Die lassen sich neben-, hinter- und vor allem übereinander setzen und kombinieren; auch noch zu späteren Zeitpunkten. Klingt nach unbegrenzten Möglichkeiten, dabei sind die Grenzen eigentlich ziemlich genau bezifferbar: Gerade einmal zwölf Meter lang ist so ein Container, die Breite beträgt, da die Dämmung innen angebracht ist, gerade einmal 2,06 Meter. Ballsäle entstehen so nicht, auch wenn sich nebeneinander liegende Container durch Öffnung der Wände bis zu einem gewissen Grad verbinden lassen. Salinger holt einen Bildband hervor und zeigt Containerbauten in allen erdenklichen Variationen: Es ist offensichtlich vieles möglich mit den Kisten, die – wenn der Boden es zulässt – nicht einmal ein aufwendiges Fundament benötigen: „Manchmal reichen auch schon vier Gehwegplatten an den Ecken.“ Und falls örtliche Baubehörden die metallene Optik bemängeln, lassen sich die Blechkästen auch von außen mit Holz verkleiden. Ab 800 Euro pro Quadratmeter ist der eigene Cube zu haben, je nach Lage mit mehr oder weniger Zusatzkosten für Transport, Anschlüsse und dergleichen verbunden.

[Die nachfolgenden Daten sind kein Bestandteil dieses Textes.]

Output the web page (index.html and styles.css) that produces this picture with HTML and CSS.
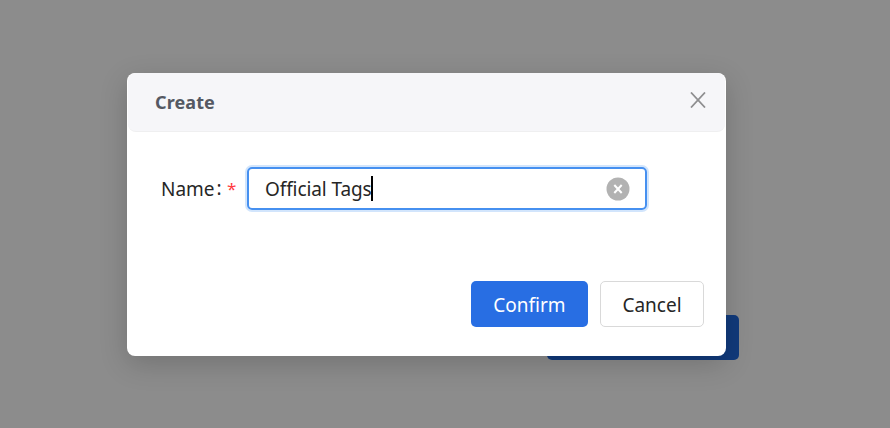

Und wozu das Ganze? Abhilfe gegen den Wohnraummangel? Betonung der eigenen Individualität? Der Recyclinggedanke – schließlich haben die Container mindestens eine Seereise hinter sich, die Energie zu ihrer Herstellung ist bereits eingesetzt worden? Wohl von allem ein bisschen, vor allem aber gehe es ihm darum, „Wohnraum beweglich zu gestalten“, sagt Salinger. Er selbst ist im vergangenen Jahr mit seinem mehrgeschossigen Bürobau umgezogen, fünf Stunden habe das gedauert, er musste die Möbel nicht einmal herausräumen. Nächstes Jahr zieht er vielleicht wieder um, einfach, weil er es kann.

So richtig angekommen ist dieser Gedanke des mobilen Wohnens in Norddeutschland vielleicht noch nicht; der Gedanke, dass man „nicht immer groß, nicht immer neu und nicht immer Stein auf Stein bauen“ müsse, müsse sich erst noch in den Köpfen festsetzen, meint Salinger. Dabei bieten die Container noch in anderer Hinsicht ungeahnte Möglichkeiten: Wenn es mal schlecht laufe und man die Entscheidung treffe, sein Haus zu verkaufen, könne man es – wenn es Cubes sind – dem Käufer zuschicken und das Grundstück behalten.